Diaz ready for ‘chance of a lifetime’ in challenge of 140-pound champion Crawford

Felix Diaz’s shot at unified 140-pound world champion Terence Crawford is what the challenger’s trainer calls “maybe the last golden opportunity of his life.”

Felix Diaz and Lamont Peterson

Dominican southpaw Felix Diaz will get his first shot at a world title Saturday night when he challenges unified 140-pound champion Terence Crawford at New York's Madison Square Garden. (Suzanne Teresa/Premier Boxing Champions)

Diaz (19-1, 9 KOs) will take on the switch-hitting Crawford (30-0, 21 KOs) on Saturday night at New York’s Madison Square Garden, matching the left-handed Dominican against one of boxing's pound-for-pound best.

Terence Crawford is the fight I’ve asked for. It's the biggest of my career and the chance of a lifetime,” Diaz said. “Stylistically, I’m better than anyone he’s fought. Whether by knockout or decision, I’m more determined and confident than ever in my abilities to win a world championship for my country.”

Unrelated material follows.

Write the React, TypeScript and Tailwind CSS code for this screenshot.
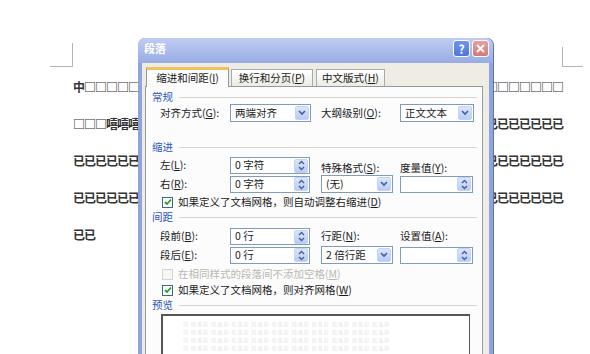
import React from 'react'

const docLines = [
  ['中□□□□□', '□□□□□□□'],
  ['□□□嘻嘻嘻', '已已已已已已已'],
  ['已已已已已已', '已已已已已已已'],
  ['已已已已已已', '已已已已已已已'],
]

function Chevron() {
  return (
    <svg width="8" height="6" viewBox="0 0 8 6">
      <polyline points="1,1 4,4 7,1" fill="none" stroke="#4a5f8c" strokeWidth="1.6" />
    </svg>
  )
}

function SpinArrows() {
  return (
    <svg width="7" height="11" viewBox="0 0 7 11">
      <polyline points="1,4 3.5,1.5 6,4" fill="none" stroke="#4a5f8c" strokeWidth="1.4" />
      <polyline points="1,7 3.5,9.5 6,7" fill="none" stroke="#4a5f8c" strokeWidth="1.4" />
    </svg>
  )
}

function FieldButton({ children }: { children: React.ReactNode }) {
  return (
    <div className="w-[14px] h-[14px] mr-[1px] rounded-[2px] border border-[#c3d3f7] bg-linear-to-b from-[#dbe5fc] to-[#b8ccf7] flex items-center justify-center">
      {children}
    </div>
  )
}

function SelectBox({ value, className }: { value: string; className: string }) {
  return (
    <div className={`h-[18px] border border-[#7f9db9] bg-white flex items-center ${className}`}>
      <span className="flex-1 pl-[4px] text-[10.5px] leading-none text-[#1a1a1a] whitespace-nowrap">{value}</span>
      <FieldButton>
        <Chevron />
      </FieldButton>
    </div>
  )
}

function Spinner({ value, className }: { value: string; className: string }) {
  return (
    <div className={`h-[17px] border border-[#7f9db9] bg-white flex items-center ${className}`}>
      <span className="flex-1 pl-[4px] text-[10.5px] leading-none text-[#1a1a1a] whitespace-nowrap">{value}</span>
      <FieldButton>
        <SpinArrows />
      </FieldButton>
    </div>
  )
}

function Checkbox({ checked, disabled }: { checked?: boolean; disabled?: boolean }) {
  return (
    <div
      className={`w-[11px] h-[11px] shrink-0 border flex items-center justify-center ${
        disabled ? 'border-[#d6d5cc] bg-[#f7f7f3]' : 'border-[#3a6f7a] bg-white'
      }`}
    >
      {checked && (
        <svg width="8" height="8" viewBox="0 0 8 8">
          <polyline points="1,4 3,6 7,1.5" fill="none" stroke="#21a121" strokeWidth="1.8" />
        </svg>
      )}
    </div>
  )
}

function Header({ text }: { text: string }) {
  return (
    <div className="h-[12px] flex items-center pl-[6px] pr-[5px]">
      <span className="text-[10.5px] leading-none text-[#2d55c0]">{text}</span>
      <div className="flex-1 h-px bg-[#d6d5cb] ml-[6px]" />
    </div>
  )
}

function Label({ text, k, className = '' }: { text: string; k: string; className?: string }) {
  return (
    <span className={`text-[10.5px] leading-none text-[#1a1a1a] whitespace-nowrap ${className}`}>
      {text}(<u>{k}</u>):
    </span>
  )
}

export default function App() {
  return (
    <div className="relative w-[590px] h-[354px] overflow-hidden bg-white font-['Noto_Sans_CJK_SC',sans-serif]">
      {/* document page */}
      <div className="pt-[43px]">
        <div className="ml-[50px] w-[533px] h-[24px] flex justify-between items-end">
          <div className="w-[23px] h-[24px] border-r border-b border-[#b5b5b5]" />
          <div className="w-[21px] h-[20px] border-l border-b border-[#b5b5b5]" />
        </div>
        <div className="ml-[73px] w-[490px] mt-[1px] text-[12px] tracking-[-1px] font-bold text-[#333]">
          {docLines.map(([left, right], i) => (
            <div key={i} className="h-[37px] leading-[37px] flex justify-between whitespace-nowrap">
              <span>{left}</span>
              <span>{right}</span>
            </div>
          ))}
          <div className="h-[37px] leading-[37px]">已已</div>
        </div>
      </div>

      {/* 段落 dialog */}
      <div className="absolute left-[138px] top-[38px] w-[355px] h-[330px] flex flex-col rounded-t-[7px] overflow-hidden bg-[#8fa3dd] shadow-[1px_0_0_#5c70b8]">
        <div className="h-[25px] shrink-0 flex items-start pl-[6px] pr-[4px] bg-linear-to-b from-[#c0cdf2] to-[#98ace2]">
          <span className="flex-1 pt-[5px] text-[11px] font-bold leading-none text-white">段落</span>
          <div className="flex gap-[2px] pt-[2px]">
            <div className="w-[17px] h-[17px] rounded-[3px] border border-white bg-linear-to-b from-[#6f95ea] to-[#4f76d8] flex items-center justify-center text-white text-[12px] font-bold leading-none">
              ?
            </div>
            <div className="w-[17px] h-[17px] rounded-[3px] border border-white bg-linear-to-b from-[#e8a0a0] to-[#d57878] flex items-center justify-center">
              <svg width="9" height="9" viewBox="0 0 9 9">
                <path d="M1 1 L8 8 M8 1 L1 8" stroke="white" strokeWidth="2" />
              </svg>
            </div>
          </div>
        </div>

        <div className="flex-1 mx-[4px] bg-[#efede3] pt-[4px] pl-[3px] pr-[6px] flex flex-col">
          {/* tabs */}
          <div className="h-[19px] flex items-end pl-[1px] relative z-10">
            <div className="w-[83px] h-[20px] -mb-px border border-b-0 border-[#919b9c] border-t-[3px] border-t-[#f2c15e] bg-[#fcfcfd] flex items-center justify-center text-[10.5px] leading-none text-[#1a1a1a]">
              缩进和间距(<u>I</u>)
            </div>
            <div className="w-[82px] h-[17px] ml-[2px] border border-b-0 border-[#a4acae] bg-linear-to-b from-white to-[#ecebe4] flex items-center justify-center text-[10.5px] leading-none text-[#1a1a1a]">
              换行和分页(<u>P</u>)
            </div>
            <div className="w-[69px] h-[17px] ml-[3px] border border-b-0 border-[#a4acae] bg-linear-to-b from-white to-[#ecebe4] flex items-center justify-center text-[10.5px] leading-none text-[#1a1a1a]">
              中文版式(<u>H</u>)
            </div>
          </div>

          {/* tab panel */}
          <div className="flex-1 border border-[#919b9c] bg-[#fcfcfd] flex flex-col">
            <div className="mt-[4px]">
              <Header text="常规" />
            </div>
            <div className="mt-[1px] pl-[14px] flex items-center">
              <Label text="对齐方式" k="G" className="w-[70px]" />
              <SelectBox value="两端对齐" className="w-[81px]" />
              <Label text="大纲级别" k="O" className="w-[79px] ml-[10px]" />
              <SelectBox value="正文文本" className="w-[74px]" />
            </div>

            <div className="mt-[19px]">
              <Header text="缩进" />
            </div>
            <div className="mt-[4px] pl-[14px] flex items-end h-[17px]">
              <Label text="左" k="L" className="w-[70px] self-center" />
              <Spinner value="0 字符" className="w-[80px]" />
              <Label text="特殊格式" k="S" className="w-[79px] ml-[11px] pb-[1px]" />
              <Label text="度量值" k="Y" className="pb-[1px]" />
            </div>
            <div className="mt-[1px] pl-[14px] flex items-center">
              <Label text="右" k="R" className="w-[70px]" />
              <Spinner value="0 字符" className="w-[80px]" />
              <SelectBox value="(无)" className="w-[72px] h-[17px] ml-[11px]" />
              <Spinner value="" className="w-[73px] ml-[7px]" />
            </div>
            <div className="mt-[3px] h-[12px] pl-[16px] flex items-center gap-[5px]">
              <Checkbox checked />
              <span className="text-[10.5px] leading-none text-[#1a1a1a] whitespace-nowrap">
                如果定义了文档网格，则自动调整右缩进(<u>D</u>)
              </span>
            </div>

            <div className="mt-[3px]">
              <Header text="间距" />
            </div>
            <div className="mt-[5px] pl-[14px] flex items-center h-[17px]">
              <Label text="段前" k="B" className="w-[70px]" />
              <Spinner value="0 行" className="w-[80px]" />
              <Label text="行距" k="N" className="w-[79px] ml-[11px]" />
              <Label text="设置值" k="A" />
            </div>
            <div className="mt-[1px] pl-[14px] flex items-center">
              <Label text="段后" k="E" className="w-[70px]" />
              <Spinner value="0 行" className="w-[80px]" />
              <SelectBox value="2 倍行距" className="w-[72px] h-[17px] ml-[11px]" />
              <Spinner value="" className="w-[73px] ml-[7px]" />
            </div>
            <div className="mt-[4px] h-[12px] pl-[16px] flex items-center gap-[5px]">
              <Checkbox disabled />
              <span className="text-[10.5px] leading-none text-[#b9b8ae] whitespace-nowrap">
                在相同样式的段落间不添加空格(<u>M</u>)
              </span>
            </div>
            <div className="mt-[4px] h-[12px] pl-[16px] flex items-center gap-[5px]">
              <Checkbox checked />
              <span className="text-[10.5px] leading-none text-[#1a1a1a] whitespace-nowrap">
                如果定义了文档网格，则对齐网格(<u>W</u>)
              </span>
            </div>

            <div className="mt-[3px]">
              <Header text="预览" />
            </div>
            <div className="mt-[3px] ml-[15px] w-[309px] flex-1 border-t-2 border-l-2 border-r border-[#555] bg-white pt-[5px] pl-[20px] flex flex-col gap-[2px]">
              {[0, 1, 2, 3].map((r) => (
                <div key={r} className="text-[5px] leading-[6px] tracking-[1px] text-[#e4e4e4] whitespace-nowrap overflow-hidden w-[230px]">
                  前 段落前 段落前 段落前 段落前 段落前 段落前 段落前 段落前 段落前 段落前
                </div>
              ))}
            </div>
          </div>
        </div>
      </div>
    </div>
  )
}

Felix Diaz, a two-time Olympian who won a gold medal at the 2008 Beijing Games, expects plenty of support from New York’s large Dominican population for his Big Apple debut. Countryman Joan Guzman, a former two-division champion, will join trainer Joel Diaz (no relation to Felix Diaz) in the challenger’s corner.

“Guzman’s his idol—the best the Dominican Republic’s ever had,” manager Jose Nunez said. “It’s definitely motivation having him there.”

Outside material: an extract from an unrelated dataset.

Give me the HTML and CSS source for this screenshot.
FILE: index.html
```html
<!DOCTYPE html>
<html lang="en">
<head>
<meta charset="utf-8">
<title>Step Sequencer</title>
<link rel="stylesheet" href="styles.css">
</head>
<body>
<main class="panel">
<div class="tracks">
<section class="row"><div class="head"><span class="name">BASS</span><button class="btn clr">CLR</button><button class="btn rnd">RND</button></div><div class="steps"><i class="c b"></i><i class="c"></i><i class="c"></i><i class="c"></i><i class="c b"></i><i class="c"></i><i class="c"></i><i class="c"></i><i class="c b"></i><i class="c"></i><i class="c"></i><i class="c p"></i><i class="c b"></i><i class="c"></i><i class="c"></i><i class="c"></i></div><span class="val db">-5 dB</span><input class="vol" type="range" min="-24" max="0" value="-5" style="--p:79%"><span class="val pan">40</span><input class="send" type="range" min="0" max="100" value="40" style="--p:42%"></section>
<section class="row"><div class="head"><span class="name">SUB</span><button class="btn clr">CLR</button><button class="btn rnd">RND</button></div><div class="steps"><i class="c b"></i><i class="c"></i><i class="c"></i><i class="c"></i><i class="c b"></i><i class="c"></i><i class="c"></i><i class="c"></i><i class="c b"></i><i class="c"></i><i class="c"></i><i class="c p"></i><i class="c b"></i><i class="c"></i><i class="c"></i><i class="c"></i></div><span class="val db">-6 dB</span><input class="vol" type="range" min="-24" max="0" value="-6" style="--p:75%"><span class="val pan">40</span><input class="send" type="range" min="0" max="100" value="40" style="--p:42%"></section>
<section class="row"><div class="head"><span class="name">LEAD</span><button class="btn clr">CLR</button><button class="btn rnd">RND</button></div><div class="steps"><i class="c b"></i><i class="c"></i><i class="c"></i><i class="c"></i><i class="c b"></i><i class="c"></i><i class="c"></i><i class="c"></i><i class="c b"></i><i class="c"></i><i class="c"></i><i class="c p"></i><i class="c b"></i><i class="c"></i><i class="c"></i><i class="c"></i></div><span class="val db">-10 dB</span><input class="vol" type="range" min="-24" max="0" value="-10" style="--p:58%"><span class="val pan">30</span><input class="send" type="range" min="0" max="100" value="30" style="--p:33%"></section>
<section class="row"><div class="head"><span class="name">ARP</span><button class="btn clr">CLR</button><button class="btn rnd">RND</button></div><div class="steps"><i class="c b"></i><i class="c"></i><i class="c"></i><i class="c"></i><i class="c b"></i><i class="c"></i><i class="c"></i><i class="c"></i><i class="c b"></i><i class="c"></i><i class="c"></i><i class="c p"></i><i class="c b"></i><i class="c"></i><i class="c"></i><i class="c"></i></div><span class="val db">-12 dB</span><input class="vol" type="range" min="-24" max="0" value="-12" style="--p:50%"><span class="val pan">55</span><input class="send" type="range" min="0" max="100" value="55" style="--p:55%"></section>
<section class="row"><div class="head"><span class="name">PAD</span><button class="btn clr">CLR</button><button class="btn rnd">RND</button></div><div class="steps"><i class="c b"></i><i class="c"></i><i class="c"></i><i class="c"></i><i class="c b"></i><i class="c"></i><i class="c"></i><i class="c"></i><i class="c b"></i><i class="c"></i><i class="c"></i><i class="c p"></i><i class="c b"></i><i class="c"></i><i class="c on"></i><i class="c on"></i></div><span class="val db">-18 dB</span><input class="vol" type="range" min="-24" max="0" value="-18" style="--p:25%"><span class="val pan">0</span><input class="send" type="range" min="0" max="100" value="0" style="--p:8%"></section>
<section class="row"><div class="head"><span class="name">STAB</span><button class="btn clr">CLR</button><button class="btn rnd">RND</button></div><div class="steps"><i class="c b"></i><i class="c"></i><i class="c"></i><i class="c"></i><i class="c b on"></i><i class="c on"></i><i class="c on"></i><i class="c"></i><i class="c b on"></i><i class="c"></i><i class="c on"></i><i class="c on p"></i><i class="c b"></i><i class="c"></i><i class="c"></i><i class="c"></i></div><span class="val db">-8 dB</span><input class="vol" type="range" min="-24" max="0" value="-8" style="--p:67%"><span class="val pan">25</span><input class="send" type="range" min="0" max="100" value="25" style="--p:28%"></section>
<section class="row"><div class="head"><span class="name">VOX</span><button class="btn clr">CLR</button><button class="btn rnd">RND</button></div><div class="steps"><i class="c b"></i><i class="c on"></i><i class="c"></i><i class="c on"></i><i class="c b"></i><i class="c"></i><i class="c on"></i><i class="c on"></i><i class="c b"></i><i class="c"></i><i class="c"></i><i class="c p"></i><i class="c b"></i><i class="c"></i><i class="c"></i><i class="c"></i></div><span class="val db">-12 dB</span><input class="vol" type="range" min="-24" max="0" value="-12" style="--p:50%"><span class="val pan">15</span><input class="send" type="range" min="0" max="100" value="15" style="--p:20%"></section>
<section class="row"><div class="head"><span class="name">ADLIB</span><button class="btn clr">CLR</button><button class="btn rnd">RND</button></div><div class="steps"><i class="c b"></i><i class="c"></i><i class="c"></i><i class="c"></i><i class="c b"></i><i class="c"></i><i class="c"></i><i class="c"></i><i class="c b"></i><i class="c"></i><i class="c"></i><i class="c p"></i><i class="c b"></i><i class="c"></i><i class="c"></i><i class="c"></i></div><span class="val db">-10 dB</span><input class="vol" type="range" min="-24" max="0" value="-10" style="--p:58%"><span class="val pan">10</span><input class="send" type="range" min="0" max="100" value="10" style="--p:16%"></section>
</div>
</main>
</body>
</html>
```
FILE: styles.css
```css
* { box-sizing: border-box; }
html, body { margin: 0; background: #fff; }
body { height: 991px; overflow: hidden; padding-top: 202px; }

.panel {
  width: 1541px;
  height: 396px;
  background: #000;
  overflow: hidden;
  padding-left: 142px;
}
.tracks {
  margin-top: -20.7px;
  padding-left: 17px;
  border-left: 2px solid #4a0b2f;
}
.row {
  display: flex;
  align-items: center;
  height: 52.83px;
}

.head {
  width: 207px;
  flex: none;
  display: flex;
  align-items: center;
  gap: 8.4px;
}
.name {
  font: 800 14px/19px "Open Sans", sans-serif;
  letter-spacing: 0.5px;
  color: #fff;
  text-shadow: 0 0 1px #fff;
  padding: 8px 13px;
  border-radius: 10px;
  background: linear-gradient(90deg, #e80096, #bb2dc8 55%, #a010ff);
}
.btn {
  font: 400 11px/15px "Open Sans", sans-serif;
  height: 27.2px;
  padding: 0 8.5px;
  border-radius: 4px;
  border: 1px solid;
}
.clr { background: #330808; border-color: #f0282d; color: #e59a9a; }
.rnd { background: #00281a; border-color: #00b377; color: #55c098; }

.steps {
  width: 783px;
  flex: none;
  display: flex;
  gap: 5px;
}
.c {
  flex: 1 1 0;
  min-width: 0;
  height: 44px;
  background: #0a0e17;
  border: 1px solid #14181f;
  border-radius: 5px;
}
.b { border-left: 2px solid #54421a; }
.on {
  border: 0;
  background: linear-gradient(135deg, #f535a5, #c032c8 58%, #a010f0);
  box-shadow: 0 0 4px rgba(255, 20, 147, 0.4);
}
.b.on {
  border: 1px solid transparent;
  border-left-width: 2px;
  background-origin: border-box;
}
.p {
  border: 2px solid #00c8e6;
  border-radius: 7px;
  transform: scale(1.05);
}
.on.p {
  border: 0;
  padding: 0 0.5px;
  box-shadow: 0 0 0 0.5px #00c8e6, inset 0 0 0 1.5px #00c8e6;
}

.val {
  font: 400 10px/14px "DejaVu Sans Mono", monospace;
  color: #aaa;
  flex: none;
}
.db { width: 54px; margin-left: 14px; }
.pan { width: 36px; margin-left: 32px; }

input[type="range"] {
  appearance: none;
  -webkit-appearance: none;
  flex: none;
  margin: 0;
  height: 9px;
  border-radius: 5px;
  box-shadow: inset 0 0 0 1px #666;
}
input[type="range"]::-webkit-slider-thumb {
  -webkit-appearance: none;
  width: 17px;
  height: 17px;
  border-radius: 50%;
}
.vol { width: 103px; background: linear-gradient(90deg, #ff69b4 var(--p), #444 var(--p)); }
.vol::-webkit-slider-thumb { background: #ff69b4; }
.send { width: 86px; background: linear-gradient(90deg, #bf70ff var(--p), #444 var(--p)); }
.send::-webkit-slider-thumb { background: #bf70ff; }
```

The 5-foot-5 Diaz plans a fierce, aggressive attack against the 5-foot-8 Crawford, who will be making his fifth title defense since winning a vacant 140-pound championship in April 2015.

“Terence is the favored, house fighter, but Felix will handle the pressure," Joel Diaz said. "Felix can hurt Crawford if he lets his punches go and catches him with a good shot. It’s a matter of timing Crawford with the right punch.”

Diaz, 33, has won two straight bouts since experiencing his only career defeat by majority decision to two-division world titleholder Lamont Peterson in October 2015.

The Dominican rebounded to defeat previously unbeaten Sammy Vasquez Jr. by unanimous decision last July, and gained a sixth-round TKO of Levis Morales in his last fight in December.

“Being the underdog [against Peterson and Vasquez] motivated me in both fights," Diaz said. "Peterson was the best at 140 and has more power than Crawford, but I truly think I won. They were building Sammy up as a top prospect, but I redeemed myself after losing to Peterson. I’ll do the same against Crawford.”

Crawford, 29, is a two-division champion who won his first world title at 135 pounds in March 2014 with a unanimous decision over Ricky Burns. He vacated that title one year later after two successful defenses to compete at 140.

Crawford stopped Thomas Dulorme in six rounds in April 2015 to become a 140-pound champion, then unified world titles with a unanimous decision over Viktor Postol last July.

Diaz fought as high as 154 pounds in March 2011, but has since trimmed down under strength and conditioning guru Alex Ariza. After fighting at between 142 and 147 pounds for his last four bouts, Diaz claims he’s at his most dangerous at 140.

“I can really crack at 140,” he said. "I’m stronger with more speed and power in both hands.”